■ EXERCISE ■
List every line below containing "that".

Front-end source files

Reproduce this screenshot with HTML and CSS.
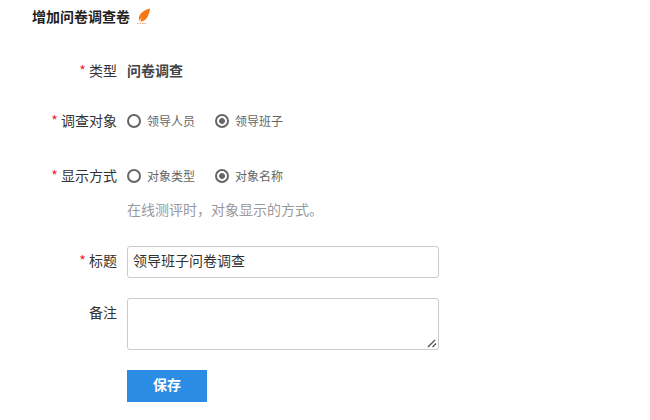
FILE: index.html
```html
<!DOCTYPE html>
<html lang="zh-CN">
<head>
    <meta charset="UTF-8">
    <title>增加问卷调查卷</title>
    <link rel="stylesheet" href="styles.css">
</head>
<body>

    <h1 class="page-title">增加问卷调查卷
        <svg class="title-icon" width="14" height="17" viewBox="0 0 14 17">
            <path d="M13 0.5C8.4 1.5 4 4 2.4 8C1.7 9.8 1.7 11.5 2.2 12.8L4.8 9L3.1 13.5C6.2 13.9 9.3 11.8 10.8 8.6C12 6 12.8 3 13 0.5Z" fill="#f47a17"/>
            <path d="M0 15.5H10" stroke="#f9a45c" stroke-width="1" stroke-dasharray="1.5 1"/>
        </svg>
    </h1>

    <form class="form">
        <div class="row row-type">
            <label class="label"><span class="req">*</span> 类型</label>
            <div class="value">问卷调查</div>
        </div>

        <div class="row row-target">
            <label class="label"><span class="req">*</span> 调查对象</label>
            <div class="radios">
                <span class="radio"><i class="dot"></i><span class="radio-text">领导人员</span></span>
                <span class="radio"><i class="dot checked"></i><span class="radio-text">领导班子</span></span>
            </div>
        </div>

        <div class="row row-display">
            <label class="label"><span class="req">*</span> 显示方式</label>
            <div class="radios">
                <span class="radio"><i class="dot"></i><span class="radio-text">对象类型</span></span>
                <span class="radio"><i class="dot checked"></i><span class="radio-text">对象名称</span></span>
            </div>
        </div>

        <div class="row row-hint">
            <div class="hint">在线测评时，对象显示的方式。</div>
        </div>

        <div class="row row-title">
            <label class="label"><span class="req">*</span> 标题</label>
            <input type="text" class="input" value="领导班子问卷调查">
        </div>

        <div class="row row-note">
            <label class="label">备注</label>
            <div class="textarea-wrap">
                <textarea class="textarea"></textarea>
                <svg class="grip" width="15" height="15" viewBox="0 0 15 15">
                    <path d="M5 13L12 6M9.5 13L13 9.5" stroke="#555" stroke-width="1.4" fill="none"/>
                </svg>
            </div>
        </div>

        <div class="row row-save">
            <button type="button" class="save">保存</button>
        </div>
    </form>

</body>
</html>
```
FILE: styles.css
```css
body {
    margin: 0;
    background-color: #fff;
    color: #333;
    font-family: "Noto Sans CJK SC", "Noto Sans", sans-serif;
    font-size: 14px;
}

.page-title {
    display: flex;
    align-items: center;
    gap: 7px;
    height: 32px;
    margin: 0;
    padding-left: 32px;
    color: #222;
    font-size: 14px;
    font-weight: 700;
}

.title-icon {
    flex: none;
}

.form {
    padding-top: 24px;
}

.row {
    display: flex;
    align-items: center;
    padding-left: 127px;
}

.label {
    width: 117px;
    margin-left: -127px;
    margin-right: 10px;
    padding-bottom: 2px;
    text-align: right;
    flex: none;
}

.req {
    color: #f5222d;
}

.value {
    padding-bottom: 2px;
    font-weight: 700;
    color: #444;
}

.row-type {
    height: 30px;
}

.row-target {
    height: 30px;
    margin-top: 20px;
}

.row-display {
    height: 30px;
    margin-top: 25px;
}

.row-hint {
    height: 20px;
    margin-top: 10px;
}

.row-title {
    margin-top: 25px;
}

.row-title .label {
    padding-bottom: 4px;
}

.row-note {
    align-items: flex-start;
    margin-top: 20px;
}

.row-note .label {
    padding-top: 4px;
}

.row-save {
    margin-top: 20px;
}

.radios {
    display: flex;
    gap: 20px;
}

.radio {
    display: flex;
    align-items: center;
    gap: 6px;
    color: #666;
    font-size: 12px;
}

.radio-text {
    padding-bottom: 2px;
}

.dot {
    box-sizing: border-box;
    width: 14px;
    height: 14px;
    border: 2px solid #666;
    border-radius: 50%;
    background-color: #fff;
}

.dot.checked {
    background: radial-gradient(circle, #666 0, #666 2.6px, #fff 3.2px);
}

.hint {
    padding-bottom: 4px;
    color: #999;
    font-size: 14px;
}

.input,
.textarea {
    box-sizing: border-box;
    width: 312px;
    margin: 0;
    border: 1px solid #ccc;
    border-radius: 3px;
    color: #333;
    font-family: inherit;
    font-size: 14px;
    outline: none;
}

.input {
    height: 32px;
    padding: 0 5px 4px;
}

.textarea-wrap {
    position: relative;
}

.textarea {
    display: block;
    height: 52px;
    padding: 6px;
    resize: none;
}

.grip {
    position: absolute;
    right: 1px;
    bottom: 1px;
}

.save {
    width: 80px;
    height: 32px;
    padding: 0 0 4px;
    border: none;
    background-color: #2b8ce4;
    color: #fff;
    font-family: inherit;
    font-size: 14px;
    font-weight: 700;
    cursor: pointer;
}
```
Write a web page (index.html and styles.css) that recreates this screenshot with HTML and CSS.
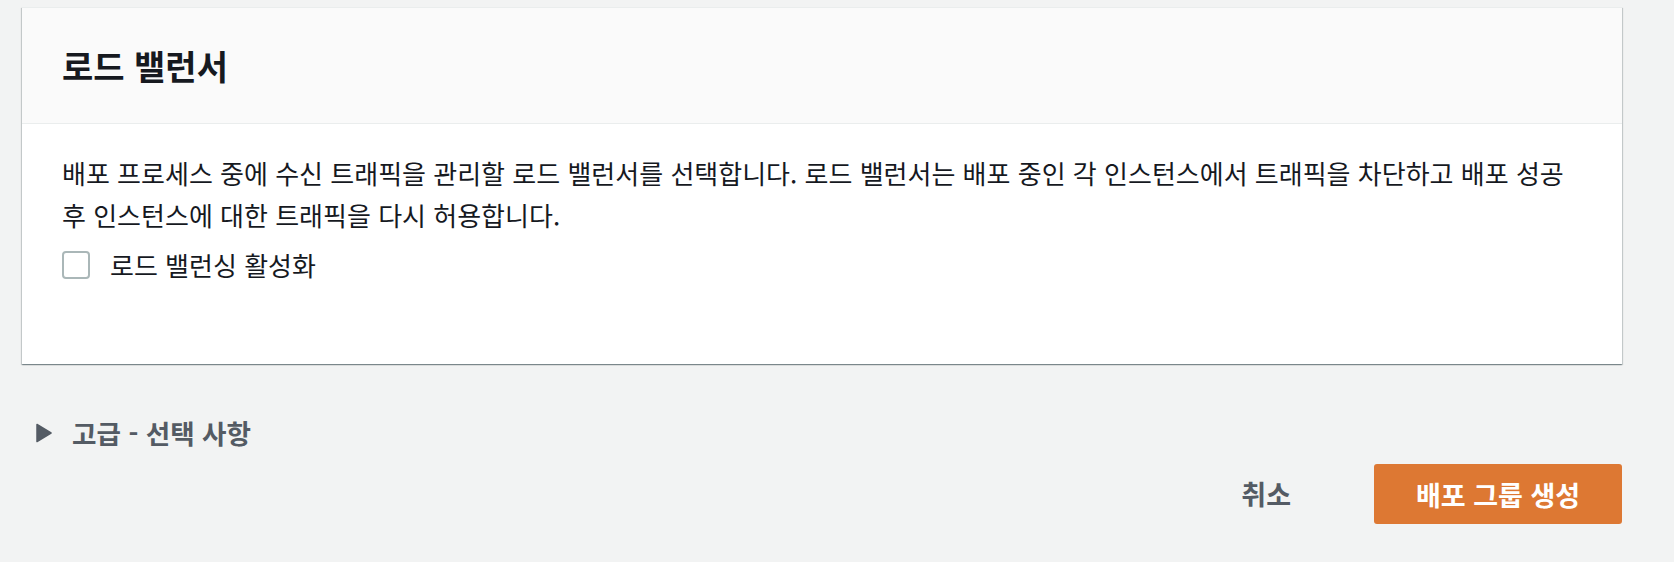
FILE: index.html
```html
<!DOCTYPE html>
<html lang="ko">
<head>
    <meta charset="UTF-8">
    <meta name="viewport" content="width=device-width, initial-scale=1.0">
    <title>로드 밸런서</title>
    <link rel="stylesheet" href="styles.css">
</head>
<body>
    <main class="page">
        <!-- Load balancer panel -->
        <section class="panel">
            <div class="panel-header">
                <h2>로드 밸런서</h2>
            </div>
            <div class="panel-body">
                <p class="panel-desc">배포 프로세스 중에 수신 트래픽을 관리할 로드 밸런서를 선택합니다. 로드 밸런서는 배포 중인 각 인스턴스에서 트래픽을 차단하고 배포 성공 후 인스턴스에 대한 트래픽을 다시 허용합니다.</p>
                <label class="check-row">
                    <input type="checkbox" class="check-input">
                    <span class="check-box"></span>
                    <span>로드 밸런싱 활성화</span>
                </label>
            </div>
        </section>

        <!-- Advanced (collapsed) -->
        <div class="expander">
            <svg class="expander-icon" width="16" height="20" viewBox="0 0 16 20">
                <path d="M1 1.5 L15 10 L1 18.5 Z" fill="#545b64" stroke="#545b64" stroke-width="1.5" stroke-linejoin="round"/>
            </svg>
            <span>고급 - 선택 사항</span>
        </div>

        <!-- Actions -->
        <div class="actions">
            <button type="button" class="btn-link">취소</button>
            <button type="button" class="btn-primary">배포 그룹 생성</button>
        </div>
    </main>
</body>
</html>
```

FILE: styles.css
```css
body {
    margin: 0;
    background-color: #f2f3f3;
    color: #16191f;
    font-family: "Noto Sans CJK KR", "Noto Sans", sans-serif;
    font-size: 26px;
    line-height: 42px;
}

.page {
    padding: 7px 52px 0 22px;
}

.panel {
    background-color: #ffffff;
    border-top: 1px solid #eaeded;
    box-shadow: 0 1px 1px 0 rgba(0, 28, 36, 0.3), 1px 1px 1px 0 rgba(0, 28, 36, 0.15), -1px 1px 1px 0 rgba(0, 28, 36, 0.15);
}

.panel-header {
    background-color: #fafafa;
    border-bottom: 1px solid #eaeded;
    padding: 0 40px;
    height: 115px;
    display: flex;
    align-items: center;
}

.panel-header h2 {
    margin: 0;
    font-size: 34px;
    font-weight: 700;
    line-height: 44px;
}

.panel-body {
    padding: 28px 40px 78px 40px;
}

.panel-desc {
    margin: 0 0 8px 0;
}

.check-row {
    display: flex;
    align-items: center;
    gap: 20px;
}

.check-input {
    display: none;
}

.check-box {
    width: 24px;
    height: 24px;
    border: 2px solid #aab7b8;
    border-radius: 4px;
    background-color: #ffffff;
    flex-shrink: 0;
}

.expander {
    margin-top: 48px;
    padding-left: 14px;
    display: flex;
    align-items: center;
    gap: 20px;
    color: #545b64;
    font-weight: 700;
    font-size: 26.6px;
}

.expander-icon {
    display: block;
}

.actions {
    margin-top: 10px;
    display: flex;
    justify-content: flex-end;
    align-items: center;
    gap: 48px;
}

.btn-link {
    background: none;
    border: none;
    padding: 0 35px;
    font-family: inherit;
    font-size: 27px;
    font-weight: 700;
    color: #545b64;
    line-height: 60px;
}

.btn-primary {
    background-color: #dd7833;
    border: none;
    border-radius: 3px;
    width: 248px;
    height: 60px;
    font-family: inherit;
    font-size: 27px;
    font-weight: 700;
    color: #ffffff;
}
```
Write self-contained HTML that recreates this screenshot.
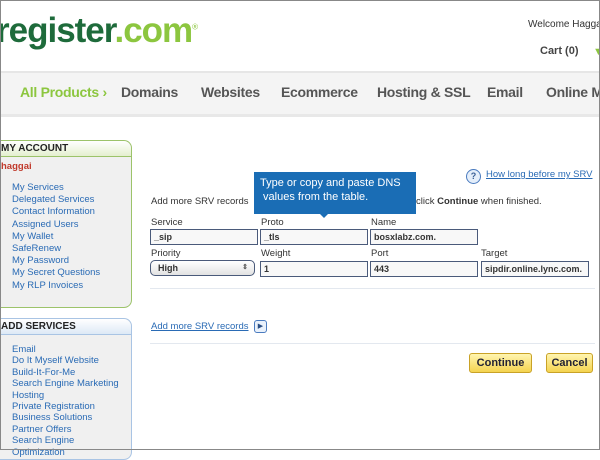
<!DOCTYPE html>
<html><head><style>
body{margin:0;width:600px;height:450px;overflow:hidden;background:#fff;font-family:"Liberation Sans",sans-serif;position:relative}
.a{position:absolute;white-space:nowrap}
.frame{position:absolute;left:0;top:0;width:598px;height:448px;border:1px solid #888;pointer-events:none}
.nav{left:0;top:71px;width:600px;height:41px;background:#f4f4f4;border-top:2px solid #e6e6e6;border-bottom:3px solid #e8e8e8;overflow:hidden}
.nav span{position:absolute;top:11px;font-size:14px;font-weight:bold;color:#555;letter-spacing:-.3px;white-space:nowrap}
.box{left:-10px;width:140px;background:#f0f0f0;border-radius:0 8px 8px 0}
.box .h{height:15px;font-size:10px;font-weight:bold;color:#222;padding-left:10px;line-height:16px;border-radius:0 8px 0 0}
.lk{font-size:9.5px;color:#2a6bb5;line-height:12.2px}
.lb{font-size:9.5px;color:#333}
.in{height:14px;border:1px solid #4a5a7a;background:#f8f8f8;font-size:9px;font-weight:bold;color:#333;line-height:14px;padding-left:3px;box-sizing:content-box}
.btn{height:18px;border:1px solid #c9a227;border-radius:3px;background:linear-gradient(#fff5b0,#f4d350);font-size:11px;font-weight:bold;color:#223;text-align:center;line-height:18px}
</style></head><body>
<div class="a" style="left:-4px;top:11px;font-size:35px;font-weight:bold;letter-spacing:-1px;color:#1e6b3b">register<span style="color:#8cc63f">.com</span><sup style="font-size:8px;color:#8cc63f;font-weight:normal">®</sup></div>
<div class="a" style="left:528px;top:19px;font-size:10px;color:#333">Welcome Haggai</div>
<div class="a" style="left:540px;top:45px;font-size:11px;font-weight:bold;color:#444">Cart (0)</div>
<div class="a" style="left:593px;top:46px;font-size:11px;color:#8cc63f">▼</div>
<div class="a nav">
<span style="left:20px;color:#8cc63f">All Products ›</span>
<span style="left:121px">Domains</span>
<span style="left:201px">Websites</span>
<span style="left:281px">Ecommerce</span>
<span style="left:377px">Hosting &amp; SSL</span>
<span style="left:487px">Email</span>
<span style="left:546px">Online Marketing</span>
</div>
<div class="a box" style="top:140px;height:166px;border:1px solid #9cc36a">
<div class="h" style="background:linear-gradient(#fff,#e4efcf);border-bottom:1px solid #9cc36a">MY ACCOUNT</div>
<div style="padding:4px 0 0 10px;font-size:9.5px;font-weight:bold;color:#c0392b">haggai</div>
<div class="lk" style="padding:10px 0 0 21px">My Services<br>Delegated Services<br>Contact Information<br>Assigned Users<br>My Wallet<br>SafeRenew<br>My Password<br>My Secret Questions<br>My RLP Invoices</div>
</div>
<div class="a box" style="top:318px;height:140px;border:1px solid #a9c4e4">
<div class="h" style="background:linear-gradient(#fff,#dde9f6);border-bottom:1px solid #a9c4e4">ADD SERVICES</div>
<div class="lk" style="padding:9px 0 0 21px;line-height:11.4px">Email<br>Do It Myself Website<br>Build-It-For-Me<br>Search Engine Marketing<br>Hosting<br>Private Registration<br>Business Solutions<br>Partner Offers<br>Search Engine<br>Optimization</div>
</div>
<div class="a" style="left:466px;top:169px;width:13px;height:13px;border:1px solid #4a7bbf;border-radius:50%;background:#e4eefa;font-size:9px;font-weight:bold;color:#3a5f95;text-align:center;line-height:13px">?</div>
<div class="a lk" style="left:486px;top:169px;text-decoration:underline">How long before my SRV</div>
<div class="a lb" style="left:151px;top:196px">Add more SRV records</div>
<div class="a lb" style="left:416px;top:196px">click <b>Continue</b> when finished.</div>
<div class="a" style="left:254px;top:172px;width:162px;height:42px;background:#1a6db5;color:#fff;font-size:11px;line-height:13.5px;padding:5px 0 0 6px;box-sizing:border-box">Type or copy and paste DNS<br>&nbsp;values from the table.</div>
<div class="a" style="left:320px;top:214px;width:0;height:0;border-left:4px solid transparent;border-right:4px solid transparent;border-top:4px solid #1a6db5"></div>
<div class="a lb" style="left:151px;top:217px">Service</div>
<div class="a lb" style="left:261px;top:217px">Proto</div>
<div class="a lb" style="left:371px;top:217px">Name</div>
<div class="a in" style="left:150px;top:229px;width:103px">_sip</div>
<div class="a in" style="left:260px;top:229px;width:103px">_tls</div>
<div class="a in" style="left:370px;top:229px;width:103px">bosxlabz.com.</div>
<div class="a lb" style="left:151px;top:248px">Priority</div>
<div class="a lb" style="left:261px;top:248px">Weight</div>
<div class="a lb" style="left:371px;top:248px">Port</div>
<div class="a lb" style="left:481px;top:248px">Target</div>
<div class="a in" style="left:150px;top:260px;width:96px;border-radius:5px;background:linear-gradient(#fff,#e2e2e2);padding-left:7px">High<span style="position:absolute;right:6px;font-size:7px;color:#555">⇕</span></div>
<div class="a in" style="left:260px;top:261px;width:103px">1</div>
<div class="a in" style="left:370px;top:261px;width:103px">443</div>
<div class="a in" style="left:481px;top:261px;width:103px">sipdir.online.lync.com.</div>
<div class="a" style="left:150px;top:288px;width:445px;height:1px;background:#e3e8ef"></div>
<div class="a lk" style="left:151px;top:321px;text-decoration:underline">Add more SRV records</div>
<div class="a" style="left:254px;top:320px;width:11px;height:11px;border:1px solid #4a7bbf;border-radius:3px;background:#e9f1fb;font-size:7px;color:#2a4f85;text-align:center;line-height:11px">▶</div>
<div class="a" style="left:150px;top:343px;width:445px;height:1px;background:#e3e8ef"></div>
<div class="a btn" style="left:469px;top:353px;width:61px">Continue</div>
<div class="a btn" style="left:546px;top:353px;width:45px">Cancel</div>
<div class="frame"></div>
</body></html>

■ SOLUTION BELOW ■
Write a web page (index.html and styles.css) that recreates this screenshot with HTML and CSS.
Write self-contained HTML that recreates this screenshot.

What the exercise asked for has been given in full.